Pembuatan lokasi pembibitan sayur ini dilakukan warga secara gotong-royong setiap hari secara bergiliran, setelah mereka selesai bekerja di kebun kelapa sawit.
PT PIP memberikan dukungan pendampingan, serta membantu menyediakan bahan dan alat kebun sayur pekarangan, seperti polynet sebagai atap penyemaian. Polynet digunakan agar benih dan bibit tidak terpapar langsung oleh sinar matahari dan air hujan, serta mengurangi tingkat penguapan dari permukaan media semai.
Persiapan media semai dilakukan warga dengan mengumpulkan tanah permukaan (top soil), dicampur tanah pasir dan abu limbah pengolahan buah kelapa sawit yang disumbangkan pabrik PT PIP.
Perusahaan juga membantu menyediakan tong biru ukuran besar, terpal plastik, jeriken dan ember bertangkai ukuran besar, serta 15 jenis benih sayuran.
Jenis sayuran yang disemai, seperti kangkung, bayam, sawi manis, sawi pahit, sawi botol, terong ungu, seledri di bedengan, timun, pare, gambas, buncis, kacang panjang, labu kuning, dan lain-lain.
Ia menambahkan, tong biru ukuran besar difungsikan sebagai wadah pengolahan kompos cair.
Terpal plastik digunakan untuk menutup bahan-bahan organik yang diolah menjadi kompos padat, agar terlindung dari hujan dan panas terik.
Sedangkan jeriken dan ember membantu anggota kelompok dalam mengumpulkan dan menyimpan limbah cair rumah tangga, seperti air cucian beras dan ikan, serta air kelapa.
Warga yang menjadi anggota kelompok kebun sayur pekarangan (KSP) dibekali berbagai pengetahuan pendukung.
Mereka mendapatkan beberapa materi pelatihan khusus, seperti cara memperbanyak mikro organisme lokal (MOL) dan nutrisi MOL, cara membuat kompos padat dan kompos cair.
Kemudian, petani dilatih pula cara menguji ion yang terkandung pada tanah di sekitar lingkungan permukiman, cara membuat racun nabati untuk menanggulangi hama penyakit sayuran dari bahan alami, serta cara mengatur waktu tanam dan panen, agar tetap berproduksi sepanjang tahun.
Setelah anggota kelompok KSP mengerti dan mampu budi daya sayur, tahap selanjutnya adalah membangun kebun sayur mini di halaman rumah masing-masing.
Jumlah bedeng dan luasan KSP ini disesuaikan dengan luasan halaman rumah yang akan dimanfaatkan.
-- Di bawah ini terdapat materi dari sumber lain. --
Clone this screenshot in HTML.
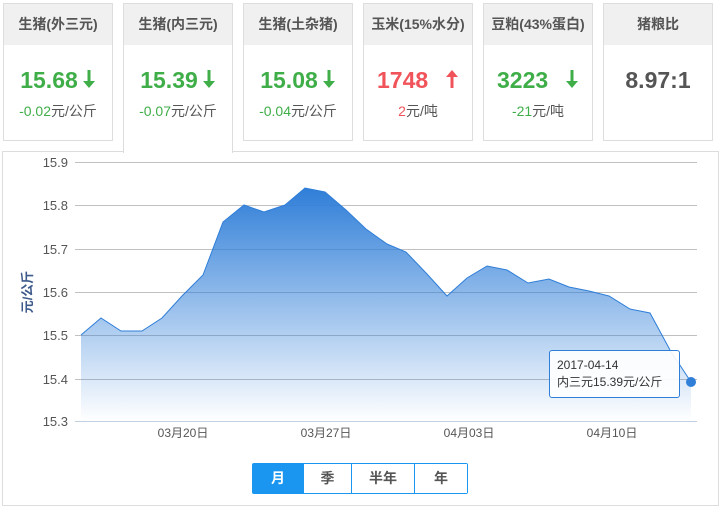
<!DOCTYPE html>
<html><head><meta charset="utf-8"><style>
*{margin:0;padding:0;box-sizing:border-box}
body{width:723px;height:512px;background:#fff;font-family:"Liberation Sans","Microsoft YaHei","Noto Sans CJK SC",sans-serif;position:relative;overflow:hidden}
.card{position:absolute;top:3px;width:110px;height:138px;border:1px solid #ddd;background:#fff;text-align:center}
.card .h{height:41px;background:#f0f0f0;font-size:14px;font-weight:bold;color:#555;line-height:41px}
.card .v{font-size:23px;font-weight:bold;margin-top:22px;line-height:26px}
.card .d{font-size:14px;color:#555;margin-top:8px}
.g{color:#3fae49}.r{color:#f0545a}
.act{height:150px;border-bottom:none;z-index:2}
.panel{position:absolute;left:2px;top:151px;width:717px;height:355px;border:1px solid #ddd}
.btns{position:absolute;left:252px;top:463px;width:216px;height:31px;border:1px solid #1a96f0;border-radius:2px;display:flex;font-size:14px;font-weight:bold;color:#555;z-index:3}
.btns div{text-align:center;line-height:29px;border-left:1px solid #1a96f0;background:#fff}
.tip{position:absolute;left:549px;top:350px;width:131px;height:48px;border:1px solid #2f7ed8;border-radius:3px;background:rgba(255,255,255,.9);font-size:12px;color:#333;padding:6px 0 0 7px;line-height:17px;z-index:3}
.ar{display:inline-block;vertical-align:-1px;margin-left:4px}
</style></head><body>
<div class="card" style="left:3px"><div class="h">生猪(外三元)</div><div class="v g">15.68<svg class="ar" width="14" height="20" viewBox="0 0 14 20"><path d="M5.5 1h3v11h4.5L7 19 1 12h4.5z" fill="#3fae49"/></svg></div><div class="d"><span class="g">-0.02</span>元/公斤</div></div>
<div class="card act" style="left:123px"><div class="h">生猪(内三元)</div><div class="v g">15.39<svg class="ar" width="14" height="20" viewBox="0 0 14 20"><path d="M5.5 1h3v11h4.5L7 19 1 12h4.5z" fill="#3fae49"/></svg></div><div class="d"><span class="g">-0.07</span>元/公斤</div></div>
<div class="card" style="left:243px"><div class="h">生猪(土杂猪)</div><div class="v g">15.08<svg class="ar" width="14" height="20" viewBox="0 0 14 20"><path d="M5.5 1h3v11h4.5L7 19 1 12h4.5z" fill="#3fae49"/></svg></div><div class="d"><span class="g">-0.04</span>元/公斤</div></div>
<div class="card" style="left:363px"><div class="h">玉米(15%水分)</div><div class="v r">1748 &nbsp;<svg class="ar" width="14" height="20" viewBox="0 0 14 20"><path d="M5.5 19h3V8h4.5L7 1 1 8h4.5z" fill="#f0545a"/></svg></div><div class="d"><span class="r">2</span>元/吨</div></div>
<div class="card" style="left:483px"><div class="h">豆粕(43%蛋白)</div><div class="v g">3223 &nbsp;<svg class="ar" width="14" height="20" viewBox="0 0 14 20"><path d="M5.5 1h3v11h4.5L7 19 1 12h4.5z" fill="#3fae49"/></svg></div><div class="d"><span class="g">-21</span>元/吨</div></div>
<div class="card" style="left:603px"><div class="h">猪粮比</div><div class="v" style="color:#555">8.97:1</div></div>
<div class="panel"></div>
<svg style="position:absolute;left:0;top:0" width="723" height="512">
<defs><linearGradient id="gr" x1="0" y1="0" x2="0" y2="1"><stop offset="0" stop-color="#2f7ed8"/><stop offset="1" stop-color="#2f7ed8" stop-opacity="0"/></linearGradient></defs>
<g stroke="#c0c0c0" stroke-width="1">
<line x1="75" y1="162.5" x2="697" y2="162.5"/><line x1="75" y1="205.5" x2="697" y2="205.5"/><line x1="75" y1="249.5" x2="697" y2="249.5"/><line x1="75" y1="292.5" x2="697" y2="292.5"/><line x1="75" y1="335.5" x2="697" y2="335.5"/><line x1="75" y1="379.5" x2="697" y2="379.5"/></g>
<line x1="75" y1="421.5" x2="697" y2="421.5" stroke="#c0d0e0"/>
<path d="M81,335 L101,318 L121,331 L142,331 L162,318 L182,296 L203,275 L223,222 L244,205 L264,212 L285,205 L305,188 L325,192 L346,210 L366,229 L387,244 L406,252 L427,274 L447,296 L467,278 L487,266 L507,270 L528,283 L549,279 L569,287 L589,291 L609,296 L630,309 L650,313 L670,350 L691,382 L691,421 L81,421Z" fill="url(#gr)"/>
<path d="M81,335 L101,318 L121,331 L142,331 L162,318 L182,296 L203,275 L223,222 L244,205 L264,212 L285,205 L305,188 L325,192 L346,210 L366,229 L387,244 L406,252 L427,274 L447,296 L467,278 L487,266 L507,270 L528,283 L549,279 L569,287 L589,291 L609,296 L630,309 L650,313 L670,350 L691,382" fill="none" stroke="#2f7ed8" stroke-width="1"/>
<circle cx="691" cy="382" r="5" fill="#2f7ed8"/>
<g font-size="13" fill="#555" text-anchor="end" font-family="Liberation Sans,sans-serif">
<text x="68" y="167">15.9</text><text x="68" y="210">15.8</text><text x="68" y="254">15.7</text><text x="68" y="297">15.6</text><text x="68" y="340">15.5</text><text x="68" y="384">15.4</text><text x="68" y="426">15.3</text></g>
<g font-size="12" fill="#555" text-anchor="middle">
<text x="183" y="437">03月20日</text><text x="326" y="437">03月27日</text><text x="469" y="437">04月03日</text><text x="612" y="437">04月10日</text></g>
<text transform="translate(32,292) rotate(-90)" font-size="13" font-weight="bold" fill="#3d5a8a" text-anchor="middle">元/公斤</text>
</svg>
<div class="tip">2017-04-14<br>内三元15.39元/公斤</div>
<div class="btns"><div style="width:50px;border:none;background:#1a96f0;color:#fff">月</div><div style="width:48px">季</div><div style="width:63px">半年</div><div style="width:53px">年</div></div>
</body></html>
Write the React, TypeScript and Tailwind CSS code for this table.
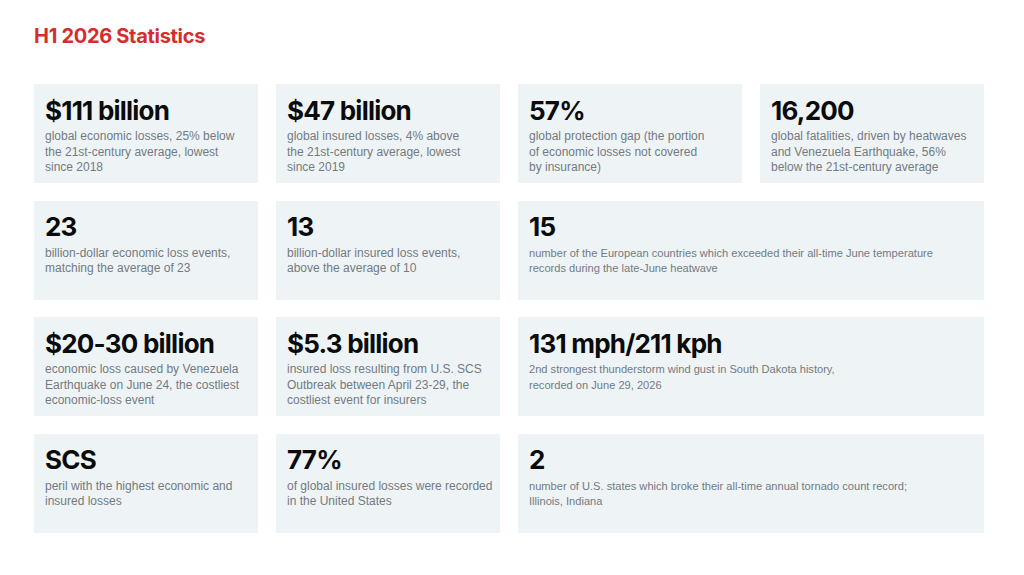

Begitu pula jenis tanaman sayur yang ditanam.
Kini, setelah program KSP berjalan, halaman rumah penduduk mulai dihiasi berbagai jenis sayuran yang tumbuh dalam bedengan-bedengan kecil.
Susanto berharap, secara perlahan warga lain yang tidak ikut program ini, mulai berminat melakukan hal serupa.
Semula, anggota awal program KSP sebanyak 17 orang, saat ini yang dibina sudah berjumlah lebih dari 40 orang.
Menurutnya, pada tahap awal, tidak sedikit petani ladang beranggapan mengolah lahan tanpa membakar perlu modal besar.
Namun kini pihaknya dapat membuktikan bahwa mengolah lahan tanpa membakar itu tak perlu modal besar.
"Kami membantu warga Dusun Nanga Bian berhasil menggarap lahan di pekarangan rumah sendiri. Program ini tak hanya membantu mengurangi pengeluaran rumah tangga, tapi juga mendorong warga untuk menjual sayuran hasil panen sendiri kepaemda warga dusun lain. KSP dilakukan dengan cara lebih ramah lingkungan, biaya murah, dan tidak perlu membuka lahan dengan membakar," katanya pula.
Ia menambahkan, program KSP ini membuktikan bahwa metode buka lahan tanpa membakar dapat dilakukan dengan cara praktis, serta menghasilkan manfaat berkelanjutan bagi warga.
"Kami bakal terus mengembangkan program ini sebagai bagian dari upaya jangka panjang untuk mengatasi bahaya kebakaran hutan dan ancaman kabut asap," kata dia.